Home truths: Mr Murphy’s brave new housing world
In Eoghan Murphy's brave new world, those who require city housing will henceforth likely be accommodated in higher rise blocks than we are accustomed to. The housing minister imagines them living in smaller one and two-bedroom apartments with fewer windows. These will be built more cheaply and to a general lower standard.
They will likely be constructed by 'super landlords' - private sector funds, often multinational. Likely among them will be some of those outfits popularly termed 'vulture funds, who will, in turn, rent the homes out en masse to their occupants.
If we had any doubt about how a comfortably ensconced second-term Fine Gael-led Government plans to solve the housing crisis, it was all in there - in a speech that Eoghan Murphy delivered recently to the National Construction Summit held in Dublin.
To summarise: Minister Murphy stated that the State needs to build "tens of thousands" of apartments to resolve the current housing crisis.
He said the Government wants to help create market conditions in which build-to-let investors (they would have to be big 'super landlord' outfits to develop whole blocks) can build these apartments.
He stated that the key to unlocking infrastructural bottlenecks in transport and housing was "compact growth" and in this regard stated that arbitrary height caps in many locations now make no sense, along with car parking space stipulations and limits to how many apartments can be arrayed on each floor per lift and per staircase.
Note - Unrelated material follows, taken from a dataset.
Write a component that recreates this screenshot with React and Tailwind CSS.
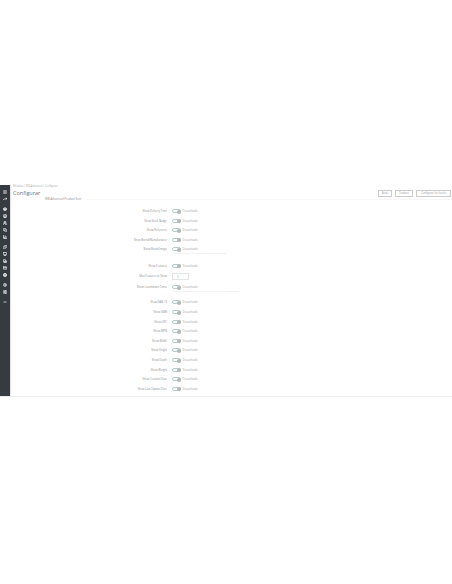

In this regard he plans to help lower the cost of building high-rise blocks.
In cities, he said, we need to build up rather than out and he cited the popular development of predominantly three-bed semis and the resulting sprawl specifically as not working for Ireland. So thumbs down to these houses.
Mr Murphy said unlocking State and semi-State land would also be a key part of the Government's housing strategy, and a new regeneration agency is being planned to identify and prepare State land for development.
Mr Murphy said he will introduce new planning guidelines in July, which will help push these concepts through. He specifically cited the need to incentivise the private built-to-rent sector to provide these homes.
These measures should result "in more one- and two-bedroom homes to cater for the changed demographics we have in cities like Dublin".
Holy moly! Where do you start with this?
Because history has shown us that while this strategy does indeed get huge numbers off the housing lists in jig time, the mass deployment of huge high rise, cheap-as-chips towers containing higher numbers of smaller apartments, has always been a high road to disaster.
From the projects of New York where huge blocks of now infamous 'project' apartments dominate the skyline, to the eyesore no-go blocks of London, Birmingham and Glasgow, to the violent slums of Paris and the infinitely mind-boggling expanses of tiny public housing apartments in mega blocks Hong Kong.
This brutalist solution is the way to go if we place no value on people, their children and society as a whole.
What is remarkable in all this, is that the deployment of public housing slum blocks on a vast scale in our cities happens to be the one great big worldwide mass mistake of the 1960s and 1970s that Ireland had thus far somehow managed to avoid.
So are we seriously heading there in 2018?
Higher blocks of small apartments might indeed be part of a wider solution for housing students, singles and childless couples, but what about family-sized homes? Where are the family-sized indoor spaces and safe, private outdoor slivers that human beings need to retain basic sanity?
As it stands, one and two-bedroom apartments, larger than Murphy's imagined versions, with more windows than Murphy's vision; are already housing families with two and three children who can't afford anything larger.
Hotels are housing them in suites not much larger than those types proposed.
In the absence of affordable family-sized homes, using tiny apartments in high-rise blocks as the spearhead to solve the housing crisis will see larger families living in these sanity-reducing spaces anyhow, even if they are intentionally designed for single persons or couples only.
If Mr Murphy wants to look to the past, why not then to its triumphs?
Dublin City Council's excellent public housing on the corner of Bride Street and Golden Lane does it brilliantly without without going over five floors. In the UK architect Neave Brown who passed away in January received a RIBA lifetime achievement gold medal last year for his public housing - with most praise coming for the 'ziggurat' design of his 1976 Alexandra Road Estate in which everyone in his five-floor recessed blocks had a garden. High rise and small? The big benefits will be for those investment funds. And the vultures are already scrambling to feed.